The house I grew up in was only a short distance away from Kasetsart University, one of Thailand’s premier colleges known for forestry, agriculture, and food science. And we never missed the school’s annual fair, a large outdoor exhibition/farmers’ market/food fair where you’d get to see a wide range of produce and plants and sample delicious things.
My dad, who grew orchids as a hobby, would look forward to finding new types of orchid to add to his greenhouse; my mom, who was deeply fascinated by cold-climate crops (especially beetroots), would look forward to buying and figuring out a way to cook unfamiliar “Western” produce; I, who loved food on sticks, would look forward to walking around the fairground with grilled meatballs or grilled pork on bamboo skewers in my little hands.
Kaset Fair, as the event is called, was a big deal. At least to us.
That was also where my mother and I first discovered a vegetable called leek many years ago. Prior to that, we’d never seen it anywhere. My first reaction was that it must have been an oversized green onion. This was, of course, incorrect, but it was based on the fact that most Western vegetables I’d seen seemed to always be bigger than the Thai-grown cultivars. To understand what went through my mind when I first saw leek, imagine yourself as someone who has lived all their life in a(n imaginary) place where the only member of the Brassicaceae family they’ve ever seen is Brussels sprouts. Now, imagine being face to face for the first time with a big head of green cabbage. Part of me felt like I’d unknowingly been living in a miniature world.*
But with Mom being Mom, she figured it out. We had just purchased a big countertop oven** so Mom thought she’d cook something “the American way.” And by that she meant cooking large chunks of meat in a casserole dish in an oven as we’d seen in many recipes in the American cookbooks we’d bought from the various yard sales in Bangkok.
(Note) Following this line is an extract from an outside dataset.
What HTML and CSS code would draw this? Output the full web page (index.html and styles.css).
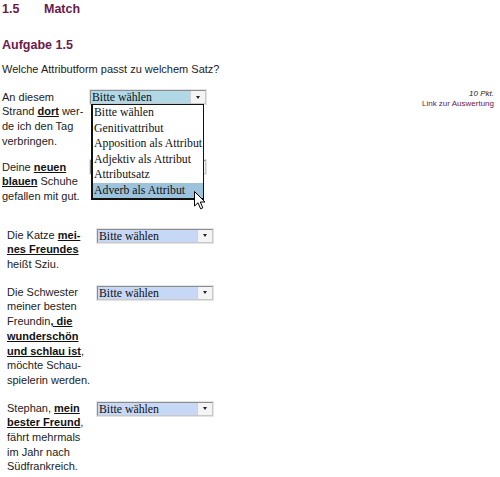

She sliced up some of the leek and baked it with cut-up chicken and coconut milk. We ended up with a delicious dinner of tender chicken in a creamy and naturally sweet sauce that we spooned over rice and enjoyed with extra nam pla prik on the side.*** The only thing Mom didn’t like was that the chicken looked too pale. So she made the same dish again with the remaining leek, adding some ground turmeric to the coconut sauce as well as on top of the chicken for both color and flavor.
At Kaset Fair the following year, my dad, who grew orchids as a hobby, would look for leek first before thinking about getting new types of orchid to add to his greenhouse; my mom, who was deeply fascinated by cold-climate crops, would scan the market for leek before she would even start looking for any other unfamiliar “Western” produce; I, who loved food on sticks, would ignore grilled meatballs or grilled pork on bamboo skewers until I could find leek.
*Having grown up with Chinese celery (great in stir-fries, soups, and salad; HORRIBLE choice for ants on a log) and Thai long green eggplant, that was how I felt when I first met Pascal celery and purple eggplant too.
**An oven wasn’t a common kitchen appliance in Thailand when I was a kid. Even now it’s still not nearly as common as it is in North America and Europe.
***This is, in fact, the dish that has inspired my baked salmon in lime-coconut cream sauce.
- 1 3- to 3½ chicken with the backbone trimmed off and cut into 2 bone-in breasts, 2 thighs, 2 drumsticks, and 2 wings
- 1½ tablespoons fish sauce
- 3 cups, packed, ½-inch slices leek (from about 4 medium, only the white and light-green parts)
- 1½ cup coconut milk
- 2 teaspoons ground turmeric or curry powder
- 3-4 red Thai long chilies, jalapeño, fresno, or Serrano peppers, sliced crosswise on a slight diagonal about ¼ inch thick
- ¼ cup cilantro leaves
- Prick the chicken all over with a fork and rub 1 tablespoon of the fish sauce into the flesh. Cover and chill 1-2 hours.
- Put a rack on the lower third of the oven. Preheat the oven to 375°F.
- Scatter the leek slices all over the bottom of a 9x13-inch baking pan.
- Stir together the coconut milk, the remaining ½ tablespoon of the fish sauce, and 1 teaspoon of the turmeric; pour the mixture all over the leek.
- Arrange the chicken, skin side up, on top (if there's any liquid at the bottom of the bowl, pour that into the pan as well). Sprinkle the remaining 1 teaspoon of the turmeric on the chicken skin. Scatter the pepper slices on top. (Pouring the coconut sauce over the chicken may seem more logical, but I don't recommend that unless you use freshly extracted coconut milk. Canned coconut milk, even a good brand, would form an unsightly white paste on top of the chicken which is the same phenomenon I've explained on page 161 of Simple Thai Food.)
- Bake, uncovered, until the chicken is done, the leek has become meltingly tender, and the coconut sauce has reduced somewhat and browned slightly around the edges; this should take around 40-45 minutes.
- Remove the pan from the oven. Tent the chicken pan with foil or large kitchen towel and leave it for 15 minutes. Scatter the cilantro on top. Serve warm with jasmine rice.